Under today’s law, by lease contract, a landlord may prohibit tenants from structurally altering their apartments; restrict the keeping of pets (even for security and companionship reasons); and deny tenants the installation of modern conveniences such as washing machines, air conditioners, etc., all of which are deemed to be “substantial obligations” of the tenancy.

Why, then, if a landlord does not violate the Human Rights Law, may he not contractually limit occupancy to chosen individuals and their immediate families?

CONCLUSION

The court finds that respondents have failed to prove that the landlord was guilty of any unlawful discriminatory practices by bringing this summary proceeding.
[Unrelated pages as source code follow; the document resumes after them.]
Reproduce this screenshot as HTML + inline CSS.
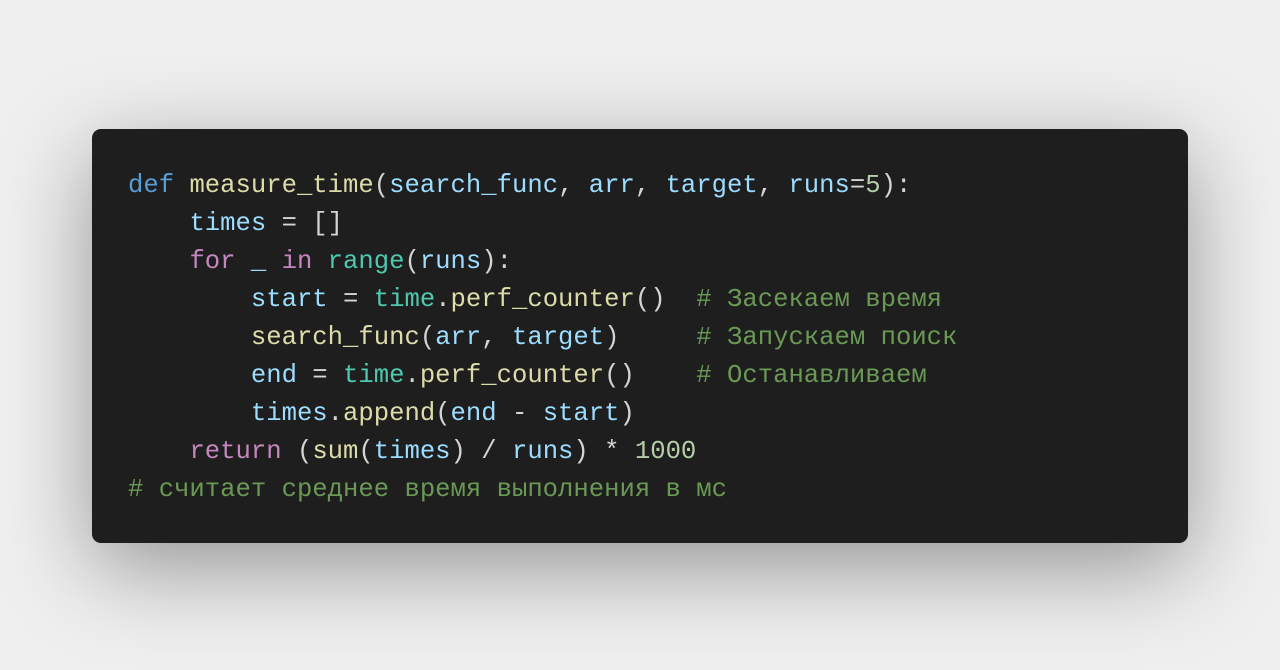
<!DOCTYPE html>
<html><head><meta charset="utf-8"><style>
html,body{margin:0;padding:0;width:1280px;height:670px;background:#efefef;overflow:hidden}
.box{position:absolute;left:92px;top:129px;width:1096px;height:414px;background:#1e1e1e;border-radius:9px;box-shadow:0 25px 90px rgba(0,0,0,0.38)}
pre{margin:0;position:absolute;left:36px;top:38px;font-family:"Liberation Mono","DejaVu Sans Mono",monospace;font-size:25.6px;line-height:38px;color:#d4d4d4}
.k{color:#569cd6}.f{color:#dcdcaa}.v{color:#9cdcfe}.c{color:#c586c0}.b{color:#4ec9b0}.n{color:#b5cea8}.m{color:#6a9955}
</style></head><body>
<div class="box"><pre><span class="k">def</span> <span class="f">measure_time</span>(<span class="v">search_func</span>, <span class="v">arr</span>, <span class="v">target</span>, <span class="v">runs</span>=<span class="n">5</span>):
    <span class="v">times</span> = []
    <span class="c">for</span> <span class="v">_</span> <span class="c">in</span> <span class="b">range</span>(<span class="v">runs</span>):
        <span class="v">start</span> = <span class="b">time</span>.<span class="f">perf_counter</span>()  <span class="m"># Засекаем время</span>
        <span class="f">search_func</span>(<span class="v">arr</span>, <span class="v">target</span>)     <span class="m"># Запускаем поиск</span>
        <span class="v">end</span> = <span class="b">time</span>.<span class="f">perf_counter</span>()    <span class="m"># Останавливаем</span>
        <span class="v">times</span>.<span class="f">append</span>(<span class="v">end</span> - <span class="v">start</span>)
    <span class="c">return</span> (<span class="f">sum</span>(<span class="v">times</span>) / <span class="v">runs</span>) * <span class="n">1000</span>
<span class="m"># считает среднее время выполнения в мс</span></pre></div>
</body></html>
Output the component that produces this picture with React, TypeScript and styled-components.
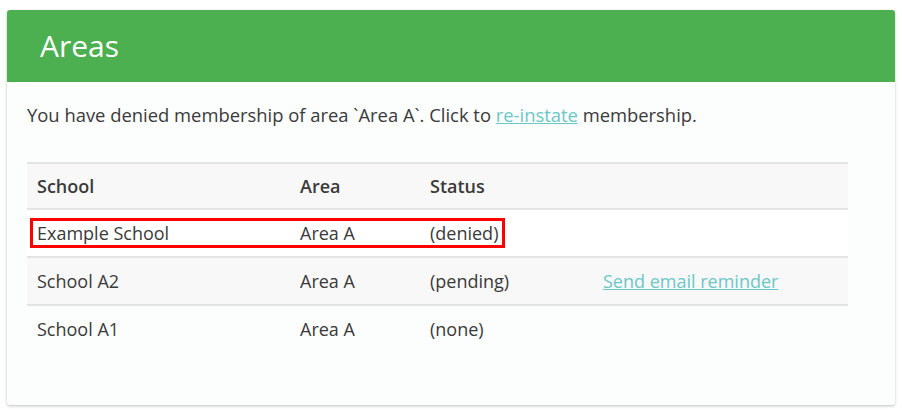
import styled, { createGlobalStyle } from "styled-components";

const GlobalStyle = createGlobalStyle`
	body {
		margin: 0;
		background: #ffffff;
		font-family: "Open Sans", "Noto Sans", sans-serif;
		color: #3a3a3a;
	}
`;

type Row = {
	school: string;
	area: string;
	status: string;
	action?: string;
	highlight?: boolean;
};

const rows: Row[] = [
	{ school: "Example School", area: "Area A", status: "(denied)", highlight: true },
	{ school: "School A2", area: "Area A", status: "(pending)", action: "Send email reminder" },
	{ school: "School A1", area: "Area A", status: "(none)" },
];

function App() {
	return (
		<>
			<GlobalStyle />
			<Page>
				<Card>
					<Header>
						<Title>Areas</Title>
					</Header>
					<Body>
						<Message>
							You have denied membership of area `Area A`. Click to <Link href="#">re-instate</Link> membership.
						</Message>
						<Table>
							<thead>
								<tr>
									<Th $width={263}>School</Th>
									<Th $width={130}>Area</Th>
									<Th $width={173}>Status</Th>
									<Th />
								</tr>
							</thead>
							<tbody>
								{rows.map((row, i) => (
									<Tr key={row.school} $striped={i % 2 === 1}>
										<Td>
											{row.highlight && <Highlight />}
											{row.school}
										</Td>
										<Td>{row.area}</Td>
										<Td>{row.status}</Td>
										<Td>{row.action && <Link href="#">{row.action}</Link>}</Td>
									</Tr>
								))}
							</tbody>
						</Table>
					</Body>
				</Card>
			</Page>
		</>
	);
}

const Page = styled.div`
	padding: 10px 7px 7px 7px;
`;

const Card = styled.div`
	background: #fcfdfd;
	border-radius: 3px;
	box-shadow: 0 1px 3px rgba(0, 0, 0, 0.25);
	height: 395px;
	overflow: hidden;
`;

const Header = styled.div`
	background: #4caf50;
	height: 72px;
	display: flex;
	align-items: center;
	padding: 0 33px;
`;

const Title = styled.h1`
	margin: 0;
	font-size: 30px;
	font-weight: 400;
	color: #ffffff;
	padding-bottom: 2px;
`;

const Body = styled.div`
	padding: 20px 47px 0 20px;
`;

const Message = styled.p`
	margin: 0 0 34px;
	font-size: 18.4px;
	line-height: 26px;
`;

const Link = styled.a`
	color: #6cc7c7;
	text-decoration: underline;
`;

const Table = styled.table`
	width: 100%;
	border-collapse: collapse;
	font-size: 18px;
	position: relative;
`;

const Th = styled.th<{ $width?: number }>`
	text-align: left;
	font-weight: 600;
	background: #f8f8f8;
	border-top: 2px solid #e4e4e4;
	border-bottom: 2px solid #e4e4e4;
	height: 46px;
	padding: 0 10px;
	width: ${(p) => (p.$width ? `${p.$width}px` : "auto")};
	box-sizing: border-box;
`;

const Tr = styled.tr<{ $striped: boolean }>`
	background: ${(p) => (p.$striped ? "#f8f8f8" : "#ffffff")};
	&:last-child {
		background: transparent;
	}
`;

const Td = styled.td`
	height: 46px;
	padding: 0 10px;
	border-bottom: 2px solid #e4e4e4;
	position: relative;
	${Tr}:last-child & {
		border-bottom: none;
	}
`;

const Highlight = styled.span`
	position: absolute;
	left: 3px;
	top: 8px;
	width: 475px;
	height: 30px;
	border: 3px solid #ff0000;
	box-sizing: border-box;
	pointer-events: none;
`;

export default App;
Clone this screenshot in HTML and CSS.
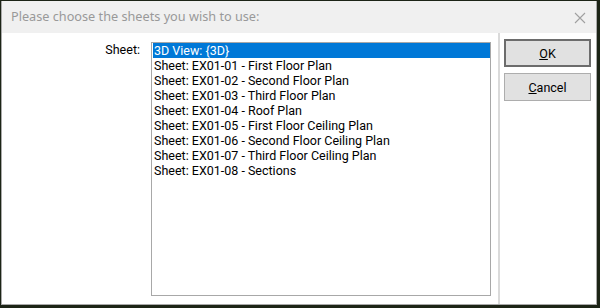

*564Additionally, based on the factual setting in this case, this court is of the opinion that the tenant’s violation of the “immediate family” clause is “substantial”. (Equity Invs. v Paris, supra; Fraydun Enterprises v Ettinger, 91 Misc 2d 119; Mideast Holding Corp. v Tow, 60 Misc 2d 422.)

Final judgment of possession to be entered in favor of the petitioner. Issuance of the warrant is stayed pending further order of this court on condition that the tenant’s friend, David P. Mapp, vacate the premises within 20 days after service of a copy of this judgment upon the tenant.